> Material provided:
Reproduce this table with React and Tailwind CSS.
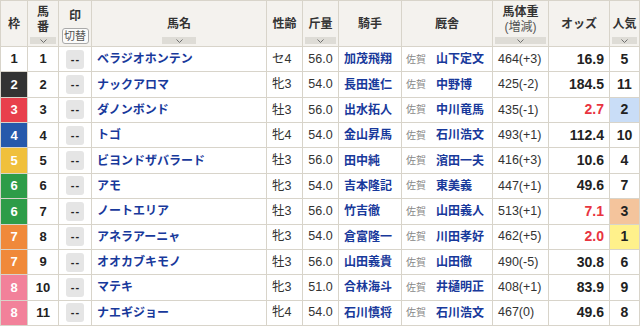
import React from 'react';

const rows = [
  [1, 1, 'ベラジオホンテン', 'セ4', '56.0', '加茂飛翔', '山下定文', '464(+3)', '16.9', 5],
  [2, 2, 'ナックアロマ', '牝3', '54.0', '長田進仁', '中野博', '425(-2)', '184.5', 11],
  [3, 3, 'ダノンボンド', '牡3', '56.0', '出水拓人', '中川竜馬', '435(-1)', '2.7', 2],
  [4, 4, 'トゴ', '牝4', '54.0', '金山昇馬', '石川浩文', '493(+1)', '112.4', 10],
  [5, 5, 'ビヨンドザバラード', '牡3', '56.0', '田中純', '濱田一夫', '416(+3)', '10.6', 4],
  [6, 6, 'アモ', '牝3', '54.0', '吉本隆記', '東美義', '447(+1)', '49.6', 7],
  [6, 7, 'ノートエリア', '牡3', '56.0', '竹吉徹', '山田義人', '513(+1)', '7.1', 3],
  [7, 8, 'アネラアーニャ', '牝3', '54.0', '倉富隆一', '川田孝好', '462(+5)', '2.0', 1],
  [7, 9, 'オオカブキモノ', '牡3', '56.0', '山田義貴', '山田徹', '490(-5)', '30.8', 6],
  [8, 10, 'マテキ', '牝3', '51.0', '合林海斗', '井樋明正', '408(+1)', '83.9', 9],
  [8, 11, 'ナエギジョー', '牝4', '54.0', '石川慎将', '石川浩文', '467(0)', '49.6', 8],
];

const frameColors = {
  1: 'bg-white text-[#222]',
  2: 'bg-[#333333] text-white',
  3: 'bg-[#e8404c] text-white',
  4: 'bg-[#2659ab] text-white',
  5: 'bg-[#f0c03c] text-white',
  6: 'bg-[#2e9c48] text-white',
  7: 'bg-[#f0893a] text-white',
  8: 'bg-[#f2819a] text-white',
};

const popColors = {
  1: 'bg-[#fff18b]',
  2: 'bg-[#c9ddf7]',
  3: 'bg-[#f4c49c]',
};

const Chevron = () => (
  <svg width="7" height="4" viewBox="0 0 7 4" fill="none">
    <polyline points="0.5,0.5 3.5,3.5 6.5,0.5" stroke="#6f6f6f" strokeWidth="1" />
  </svg>
);

const SortBar = ({ w = 'w-full' }) => (
  <div className={`${w} h-[7px] bg-[#dedcd6] flex items-center justify-center`}>
    <Chevron />
  </div>
);

const Head = ({ children }) => (
  <div className="bg-[#f4f2ee] flex flex-col items-center justify-center font-bold text-[12px] text-[#333]">
    {children}
  </div>
);

const SortHead = ({ children, bar }) => (
  <div className="bg-[#f4f2ee] flex flex-col items-center justify-end px-[2px] pb-[2px] font-bold text-[12px] text-[#333]">
    {children}
    {bar}
  </div>
);

const Cell = ({ className = '', children }) => (
  <div className={`bg-white flex items-center ${className}`}>{children}</div>
);

export default function App() {
  return (
    <div className="w-[640px] h-[326px] overflow-hidden bg-white font-['Liberation_Sans','Noto_Sans_CJK_JP',sans-serif]">
      <div className="grid grid-cols-[26px_30px_32px_174px_35px_35px_62px_90px_55px_60px_29px] grid-rows-[45px_repeat(11,24.36px)] gap-px bg-[#d8d4ca] border border-[#d8d4ca]">
        <Head>枠</Head>
        <SortHead bar={<div className="w-full mt-[2px]"><SortBar /></div>}>
          <span className="leading-[15px]">馬</span>
          <span className="leading-[15px]">番</span>
        </SortHead>
        <div className="bg-[#f4f2ee] flex flex-col items-center justify-end pb-[2px] font-bold text-[12px] text-[#333]">
          <span className="leading-4">印</span>
          <div className="mt-[4px] w-[27px] h-[16px] border border-[#a9a9a9] rounded-[3px] bg-[#fbfbfa] flex items-center justify-center text-[11px] font-normal text-[#555]">
            切替
          </div>
        </div>
        <SortHead bar={<div className="mt-[5px]"><SortBar w="w-[34px]" /></div>}>
          <span className="leading-4">馬名</span>
        </SortHead>
        <Head>性齢</Head>
        <SortHead bar={<div className="w-full mt-[5px]"><SortBar /></div>}>
          <span className="leading-4">斤量</span>
        </SortHead>
        <Head>騎手</Head>
        <Head>厩舎</Head>
        <SortHead bar={<div className="w-full mt-[2px]"><SortBar /></div>}>
          <span className="leading-[15px]">馬体重</span>
          <span className="leading-[15px] font-normal text-[#555]">(増減)</span>
        </SortHead>
        <Head>オッズ</Head>
        <SortHead bar={<div className="w-full mt-[5px]"><SortBar /></div>}>
          <span className="leading-4">人気</span>
        </SortHead>

        {rows.map(([frame, num, name, sex, kin, jockey, trainer, weight, odds, pop]) => {
          const red = parseFloat(odds) < 10;
          return (
            <React.Fragment key={num}>
              <div className={`${frameColors[frame]} flex items-center justify-center font-bold text-[13px]`}>{frame}</div>
              <Cell className="justify-center font-bold text-[13px] text-[#222]">{num}</Cell>
              <Cell className="justify-center">
                <div className="w-[18px] h-[19px] rounded-[3px] bg-[#e5e5e5] flex items-center justify-center font-bold text-[11px] text-[#222] leading-none tracking-[1px] pl-[1px]">
                  --
                </div>
              </Cell>
              <Cell className="pl-[5px] font-bold text-[12px] text-[#18399b]">{name}</Cell>
              <Cell className="pl-[5px] text-[12.5px] text-[#333]">{sex}</Cell>
              <Cell className="justify-center text-[12.5px] text-[#333]">{kin}</Cell>
              <Cell className="pl-[5px] font-bold text-[12px] text-[#18399b]">{jockey}</Cell>
              <Cell className="pl-[4px]">
                <span className="w-[30px] text-[10px] text-[#888]">佐賀</span>
                <span className="font-bold text-[12px] text-[#18399b]">{trainer}</span>
              </Cell>
              <Cell className="pl-[5px] text-[12.5px] text-[#333]">{weight}</Cell>
              <Cell className={`justify-end pr-[5px] font-bold text-[14px] ${red ? 'text-[#e8343f]' : 'text-[#222]'}`}>{odds}</Cell>
              <div className={`${popColors[pop] || 'bg-white'} flex items-center justify-center font-bold text-[14px] text-[#222]`}>{pop}</div>
            </React.Fragment>
          );
        })}
      </div>
    </div>
  );
}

> Goal: Starting with the first line of the data above and ending with the line containing "import React from 'react';", please restate every line exactly, leaving images out.

> Reply to the task:
Reproduce this table with React and Tailwind CSS.
import React from 'react';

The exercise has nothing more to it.